Challenge ▸ Tally the lines holding the word "React" and state the count by itself.

=-=-=

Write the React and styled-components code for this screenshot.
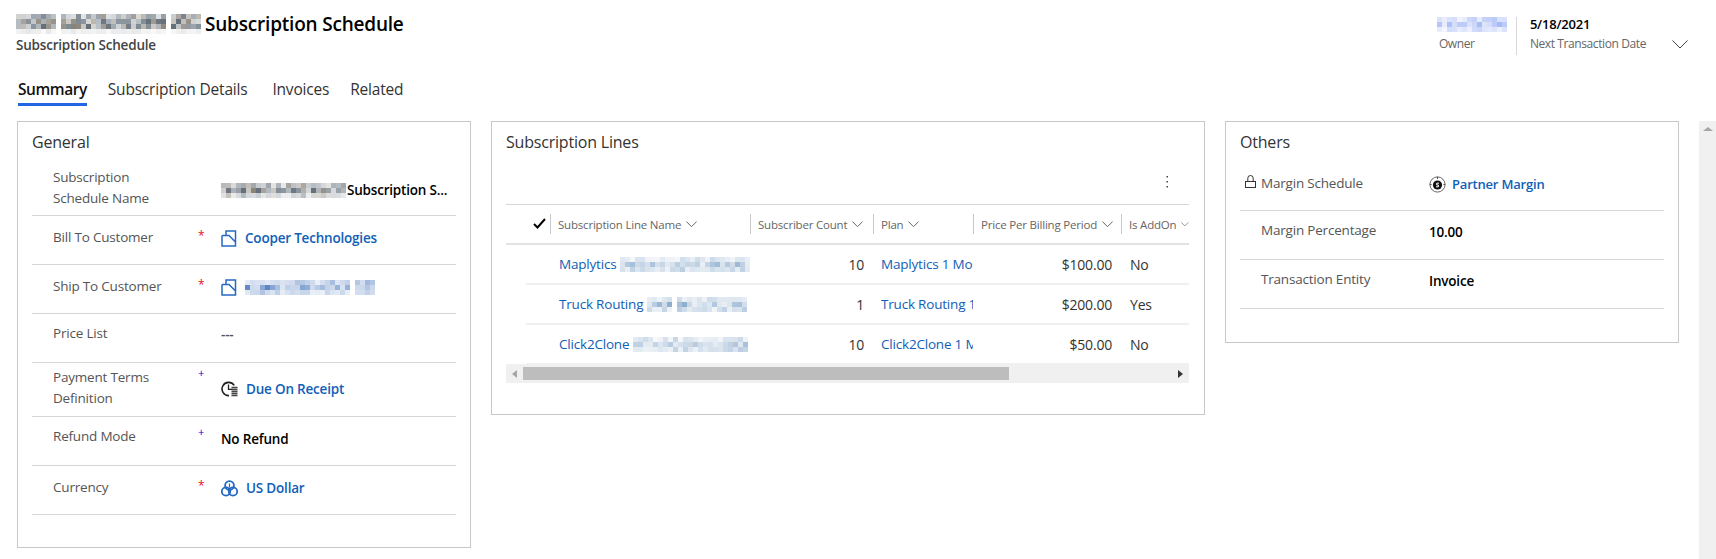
import React from 'react'
import styled, { createGlobalStyle } from 'styled-components'

const GlobalStyle = createGlobalStyle`
  html, body {
    margin: 0;
    padding: 0;
    background: #fff;
    overflow: hidden;
  }
  body {
    font-family: "Open Sans", "Noto Sans", "Liberation Sans", sans-serif;
    letter-spacing: -0.2px;
    color: #000;
  }
`

// redacted names in the screenshot are pixelated, so draw them as a mosaic
function Mosaic({ words, seed = 7, rows = [0.7, 1, 1, 0.15], palette, cell = 5 }) {
  let s = seed
  const rand = () => {
    s = (s * 1103515245 + 12345) % 2147483648
    return s / 2147483648
  }
  const rects = []
  let x = 0
  words.forEach((count) => {
    for (let i = 0; i < count; i++) {
      rows.forEach((level, r) => {
        const base = palette[Math.floor(rand() * palette.length)]
        const amount = Math.min(1, level * (0.35 + rand() * 0.9))
        rects.push(
          <rect key={`${x}-${r}`} x={x} y={r * cell} width={cell} height={cell} fill={base} opacity={amount} />,
        )
      })
      x += cell
    }
    x += cell
  })
  const w = x - cell
  const h = rows.length * cell
  return (
    <MosaicSvg width={w} height={h} viewBox={`0 0 ${w} ${h}`} shapeRendering="crispEdges">
      {rects}
    </MosaicSvg>
  )
}

const GREY = ['#6f7680', '#8a8478', '#7f8c94', '#98938a', '#66707a', '#8b95a0']
const BLUE = ['#6d8fc8', '#86a6d2', '#a4bbdf', '#7a9ccc', '#5f86c4']
const SOFT = ['#8fb0d0', '#a3bcd6', '#7fa3c8', '#b4c6da']
const OWNER = ['#a9bdf5', '#bccbfa', '#93aaf0', '#c8d4fb']

function Chevron({ size = 12, color = '#666', strokeWidth = 1 }) {
  return (
    <svg width={size} height={size / 2 + 1} viewBox="0 0 16 9" fill="none">
      <path d="M0.5 0.5 8 8 15.5 0.5" stroke={color} strokeWidth={strokeWidth * (16 / size)} />
    </svg>
  )
}

function AccountIcon() {
  return (
    <LookupSvg width="16" height="17" viewBox="0 0 16 17" fill="none" stroke="#2468c4" strokeWidth="1.5">
      <path d="M1 5.5V16h13.5V1H5v4.5M1 5.5h7l6.5 6.5" />
    </LookupSvg>
  )
}

function TermsIcon() {
  return (
    <LookupSvg width="17" height="16" viewBox="0 0 17 16" fill="none">
      <path d="M13.2 4.4A6.6 6.6 0 1 0 8 14.6" stroke="#222" strokeWidth="1.6" />
      <path d="M7.5 3.6V8.4H11" stroke="#222" strokeWidth="1.3" />
      <path d="M10.5 6.5h6M10.5 8.5h6M10.5 10.5h6M10.5 12.5h6M10.5 14.5h6" stroke="#444" strokeWidth="1.3" />
    </LookupSvg>
  )
}

function CurrencyIcon() {
  return (
    <LookupSvg width="17" height="17" viewBox="0 0 17 17" fill="none" stroke="#2468c4" strokeWidth="1.8">
      <circle cx="8.5" cy="5.5" r="4.4" />
      <circle cx="5" cy="11.5" r="4.2" />
      <circle cx="12" cy="11.5" r="4.2" />
      <path d="M8.5 3.5v4" strokeWidth="1.2" />
    </LookupSvg>
  )
}

function MarginIcon() {
  return (
    <LookupSvg width="17" height="17" viewBox="0 0 17 17" fill="none">
      <circle cx="8.5" cy="8.5" r="7.6" stroke="#555" strokeWidth="0.9" />
      <circle cx="8.5" cy="9" r="4.6" fill="#111" />
      <path d="M8.5 0.8V3M0.8 8.5H2.6M14.4 8.5h1.8" stroke="#555" strokeWidth="1" />
      <path d="M10 7.2H7.7V9H9.4V10.8H7" stroke="#fff" strokeWidth="1" />
    </LookupSvg>
  )
}

function LockIcon() {
  return (
    <svg width="11" height="13" viewBox="0 0 11 13" fill="none" stroke="#333" strokeWidth="1">
      <rect x="0.5" y="6.5" width="10" height="6" />
      <path d="M2.8 6.5V3.2a2.7 2.7 0 0 1 5.4 0v3.3" />
    </svg>
  )
}

function CheckIcon() {
  return (
    <svg width="13" height="11" viewBox="0 0 13 11" fill="none">
      <path d="M1 6l3.5 3.5L12 1" stroke="#000" strokeWidth="2" />
    </svg>
  )
}

function MoreIcon() {
  return (
    <svg width="3" height="12" viewBox="0 0 3 12" fill="#445">
      <rect x="0.5" y="0" width="1.5" height="1.5" />
      <rect x="0.5" y="5" width="1.5" height="1.5" />
      <rect x="0.5" y="10" width="1.5" height="1.5" />
    </svg>
  )
}

const tabs = ['Summary', 'Subscription Details', 'Invoices', 'Related']

const columns = [
  { label: 'Subscription Line Name', width: 200 },
  { label: 'Subscriber Count', width: 123 },
  { label: 'Plan', width: 100 },
  { label: 'Price Per Billing Period', width: 148 },
  { label: 'Is AddOn', width: 68 },
]

const lines = [
  { name: 'Maplytics', words: [27], seed: 11, count: '10', plan: 'Maplytics 1 Month', price: '$100.00', addOn: 'No' },
  { name: 'Truck Routing', words: [5, 14], seed: 23, count: '1', plan: 'Truck Routing 1 Month', price: '$200.00', addOn: 'Yes' },
  { name: 'Click2Clone', words: [23], seed: 31, count: '10', plan: 'Click2Clone 1 Month', price: '$50.00', addOn: 'No' },
]

function App() {
  return (
    <Page>
      <GlobalStyle />
      <Header>
        <div>
          <Title>
            <Mosaic words={[8, 21, 6]} palette={GREY} seed={5} />
            Subscription Schedule
          </Title>
          <SubTitle>Subscription Schedule</SubTitle>
        </div>
        <HeaderFields>
          <HeaderField>
            <HeaderValue>
              <Mosaic words={[14]} rows={[0.5, 0.9, 0.6]} palette={OWNER} seed={9} />
            </HeaderValue>
            <HeaderLabel $indent>Owner</HeaderLabel>
          </HeaderField>
          <HeaderDivider />
          <HeaderField>
            <HeaderValue>5/18/2021</HeaderValue>
            <HeaderLabel>Next Transaction Date</HeaderLabel>
          </HeaderField>
          <HeaderChevron>
            <Chevron size={16} color="#444" />
          </HeaderChevron>
        </HeaderFields>
      </Header>

      <TabBar>
        {tabs.map((tab, i) => (
          <Tab key={tab} $active={i === 0} $after={i === 1 ? 4 : 0}>
            {tab}
          </Tab>
        ))}
      </TabBar>

      <Body>
        <Sections>
          <Section $width={454} $height={427}>
            <SectionTitle>General</SectionTitle>
            <Rows $top={12}>
              <Row $height={51} $pad={2}>
                <span />
                <Label>
                  Subscription
                  <br />
                  Schedule Name
                </Label>
                <span />
                <Value $top={12} $gap={1}>
                  <Mosaic words={[25]} rows={[0.6, 1, 0.4]} palette={GREY} seed={17} />
                  Subscription S...
                </Value>
              </Row>
              <Row>
                <span />
                <Label>Bill To Customer</Label>
                <Required>*</Required>
                <Value>
                  <AccountIcon />
                  <Lookup>Cooper Technologies</Lookup>
                </Value>
              </Row>
              <Row>
                <span />
                <Label>Ship To Customer</Label>
                <Required>*</Required>
                <Value>
                  <AccountIcon />
                  <Lookup>
                    <Mosaic words={[21, 4]} rows={[0.5, 0.9, 0.45]} palette={BLUE} seed={3} />
                  </Lookup>
                </Value>
              </Row>
              <Row $pad={9}>
                <span />
                <Label>Price List</Label>
                <span />
                <Empty>---</Empty>
              </Row>
              <Row $height={54} $pad={4}>
                <span />
                <Label>
                  Payment Terms
                  <br />
                  Definition
                </Label>
                <Recommended>+</Recommended>
                <Value $top={11}>
                  <TermsIcon />
                  <Lookup>Due On Receipt</Lookup>
                </Value>
              </Row>
              <Row $pad={9}>
                <span />
                <Label>Refund Mode</Label>
                <Recommended>+</Recommended>
                <Value $top={2}>No Refund</Value>
              </Row>
              <Row>
                <span />
                <Label>Currency</Label>
                <Required>*</Required>
                <Value>
                  <CurrencyIcon />
                  <Lookup>US Dollar</Lookup>
                </Value>
              </Row>
            </Rows>
          </Section>

          <Section $width={714} $height={294}>
            <SectionTitle>Subscription Lines</SectionTitle>
            <GridActions>
              <MoreIcon />
            </GridActions>
            <GridFrame>
              <GridHead>
                <CheckCell>
                  <CheckIcon />
                </CheckCell>
                {columns.map((c) => (
                  <HeadCell key={c.label} $width={c.width}>
                    {c.label}
                    <Chevron size={11} />
                  </HeadCell>
                ))}
              </GridHead>
              {lines.map((line) => (
                <GridRow key={line.name}>
                  <CellSpacer />
                  <LinkCell $width={199}>
                    {line.name}
                    <Mosaic words={line.words} rows={[0.35, 0.75, 0.45]} palette={SOFT} seed={line.seed} />
                  </LinkCell>
                  <NumberCell $width={123}>{line.count}</NumberCell>
                  <LinkCell $width={100}>{line.plan}</LinkCell>
                  <NumberCell $width={148}>{line.price}</NumberCell>
                  <TextCell $width={68}>{line.addOn}</TextCell>
                </GridRow>
              ))}
              <HScroll>
                <ArrowLeft />
                <HThumb />
                <ArrowRight />
              </HScroll>
            </GridFrame>
          </Section>

          <Section $width={454} $height={222}>
            <SectionTitle>Others</SectionTitle>
            <Rows $top={9}>
              <Row>
                <LockSlot>
                  <LockIcon />
                </LockSlot>
                <Label>Margin Schedule</Label>
                <span />
                <Value>
                  <MarginIcon />
                  <Lookup $small>Partner Margin</Lookup>
                </Value>
              </Row>
              <Row $pad={9}>
                <span />
                <Label>Margin Percentage</Label>
                <span />
                <Value $top={1}>10.00</Value>
              </Row>
              <Row $pad={9}>
                <span />
                <Label>Transaction Entity</Label>
                <span />
                <Value $top={1}>Invoice</Value>
              </Row>
            </Rows>
          </Section>
        </Sections>
        <VScroll>
          <ArrowUp />
        </VScroll>
      </Body>
    </Page>
  )
}

export default App

const Page = styled.div`
  width: 1716px;
  height: 559px;
  display: flex;
  flex-direction: column;
  overflow: hidden;
`

const MosaicSvg = styled.svg`
  flex: none;
  display: block;
`

const LookupSvg = styled.svg`
  flex: none;
`

const Header = styled.header`
  display: flex;
  justify-content: space-between;
  height: 70px;
  padding: 12px 0 0 16px;
  box-sizing: border-box;
`

const Title = styled.h1`
  display: flex;
  align-items: center;
  gap: 4px;
  margin: 0;
  height: 24px;
  font-size: 19px;
  font-weight: 600;
  white-space: nowrap;
`

const SubTitle = styled.div`
  font-size: 13.5px;
  line-height: 18px;
  font-weight: 600;
  color: #444;
`

const HeaderFields = styled.div`
  display: flex;
  align-items: flex-start;
  padding-top: 5px;
`

const HeaderField = styled.div`
  display: flex;
  flex-direction: column;
  height: 38px;
`

const HeaderValue = styled.div`
  height: 19px;
  font-size: 13px;
  font-weight: 600;
  line-height: 15px;
`

const HeaderLabel = styled.div`
  font-size: 12px;
  line-height: 16px;
  letter-spacing: -0.4px;
  color: #666;
  padding-left: ${(p) => (p.$indent ? '2px' : '0')};
`

const HeaderDivider = styled.div`
  width: 1px;
  height: 38px;
  margin: 0 13px 0 9px;
  background: #d8d8d8;
`

const HeaderChevron = styled.div`
  margin: 15px 28px 0 26px;
`

const TabBar = styled.nav`
  display: flex;
  gap: 21px;
  height: 51px;
  padding-left: 18px;
  box-sizing: border-box;
`

const Tab = styled.div`
  height: 36px;
  padding-top: 8px;
  margin-right: ${(p) => p.$after}px;
  box-sizing: border-box;
  font-size: 15.5px;
  letter-spacing: ${(p) => (p.$active ? '-0.45px' : '-0.2px')};
  font-weight: ${(p) => (p.$active ? 600 : 400)};
  color: ${(p) => (p.$active ? '#111' : '#333')};
  border-bottom: 3px solid ${(p) => (p.$active ? '#2266e3' : 'transparent')};
`

const Body = styled.main`
  flex: 1;
  display: flex;
  justify-content: space-between;
`

const Sections = styled.div`
  display: flex;
  align-items: flex-start;
  gap: 20px;
  padding-left: 17px;
`

const Section = styled.section`
  width: ${(p) => p.$width}px;
  height: ${(p) => p.$height}px;
  box-sizing: border-box;
  border: 1px solid #c8c8c8;
  padding: 9px 14px 0;
`

const SectionTitle = styled.h2`
  margin: 0;
  font-size: 16px;
  line-height: 22px;
  font-weight: 400;
  color: #333;
`

const Rows = styled.div`
  margin-top: ${(p) => p.$top}px;
`

const Row = styled.div`
  display: grid;
  grid-template-columns: 21px 145px 23px 1fr;
  height: ${(p) => p.$height || 49}px;
  box-sizing: border-box;
  padding-top: ${(p) => (p.$pad === undefined ? 11 : p.$pad)}px;
  border-bottom: 1px solid #d6d6d6;
`

const LockSlot = styled.div`
  display: flex;
  align-items: flex-start;
  padding: 2px 0 0 5px;
`

const Label = styled.div`
  font-size: 13.5px;
  line-height: 21px;
  color: #555;
  white-space: nowrap;
`

const Required = styled.div`
  font-size: 12px;
  line-height: 18px;
  color: #e81123;
`

const Recommended = styled.div`
  font-size: 11px;
  line-height: 12px;
  color: #0000e0;
`

const Value = styled.div`
  display: flex;
  align-items: center;
  gap: ${(p) => (p.$gap === undefined ? 4 : p.$gap)}px;
  height: 22px;
  margin-top: ${(p) => p.$top || 0}px;
  font-size: 13.5px;
  font-weight: 600;
  white-space: nowrap;
  overflow: hidden;
`

const Empty = styled.div`
  line-height: 22px;
  font-size: 13.5px;
  font-weight: 600;
  color: #555;
`

const Lookup = styled.span`
  display: inline-flex;
  margin-left: ${(p) => (p.$small ? '2px' : '4px')};
  color: #1160b7;
  font-weight: 600;
  font-size: ${(p) => (p.$small ? '13px' : '13.5px')};
`

const GridActions = styled.div`
  display: flex;
  justify-content: flex-end;
  align-items: flex-start;
  height: 51px;
  padding: 23px 20px 0 0;
  box-sizing: border-box;
  width: 683px;
`

const GridFrame = styled.div`
  width: 683px;
  border-top: 1px solid #d6d6d6;
`

const GridHead = styled.div`
  display: flex;
  align-items: center;
  height: 40px;
  box-sizing: border-box;
  overflow: hidden;
  border-bottom: 2px solid #e2e2e2;
`

const CheckCell = styled.div`
  flex: none;
  display: flex;
  width: 44px;
  box-sizing: border-box;
  height: 20px;
  padding: 4px 0 0 27px;
`

const HeadCell = styled.div`
  flex: none;
  display: flex;
  align-items: center;
  gap: 5px;
  width: ${(p) => p.$width}px;
  height: 20px;
  box-sizing: border-box;
  padding-left: 7px;
  border-left: 1px solid #c8c8c8;
  font-size: 11.5px;
  color: #666;
  white-space: nowrap;
`

const GridRow = styled.div`
  display: flex;
  align-items: center;
  height: 40px;
  box-sizing: border-box;
  margin-left: 20px;
  border-bottom: 2px solid #f0f0f0;
  overflow: hidden;
`

const CellSpacer = styled.div`
  width: 25px;
  flex: none;
`

const cellWidth = (p) => p.$width

const LinkCell = styled.div`
  flex: none;
  display: flex;
  align-items: center;
  gap: 4px;
  width: ${cellWidth}px;
  box-sizing: border-box;
  padding-left: 8px;
  overflow: hidden;
  font-size: 13.5px;
  color: #1160b7;
  white-space: nowrap;
`

const NumberCell = styled.div`
  flex: none;
  width: ${cellWidth}px;
  box-sizing: border-box;
  padding-right: 9px;
  text-align: right;
  font-size: 14px;
  color: #333;
`

const TextCell = styled.div`
  flex: none;
  width: ${cellWidth}px;
  box-sizing: border-box;
  padding-left: 9px;
  font-size: 14px;
  color: #333;
`

const HScroll = styled.div`
  display: flex;
  align-items: center;
  height: 19px;
  margin-top: -1px;
  background: #f0f0f0;
  position: relative;
`

const HThumb = styled.div`
  width: 486px;
  height: 13px;
  margin-right: auto;
  background: #bdbdbd;
`

const triangle = `
  width: 0;
  height: 0;
  flex: none;
  border-style: solid;
`

const ArrowLeft = styled.div`
  ${triangle}
  margin: 0 6px 0 6px;
  border-width: 4px 5px 4px 0;
  border-color: transparent #a6a6a6 transparent transparent;
`

const ArrowRight = styled.div`
  ${triangle}
  margin-right: 6px;
  border-width: 4px 0 4px 5px;
  border-color: transparent transparent transparent #333;
`

const VScroll = styled.div`
  width: 17px;
  background: #f0f0f0;
  display: flex;
  justify-content: center;
  padding-top: 6px;
  box-sizing: border-box;
`

const ArrowUp = styled.div`
  ${triangle}
  border-width: 0 5px 4px 5px;
  border-color: transparent transparent #a6a6a6 transparent;
`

=-=-=

Task answer ▸ 2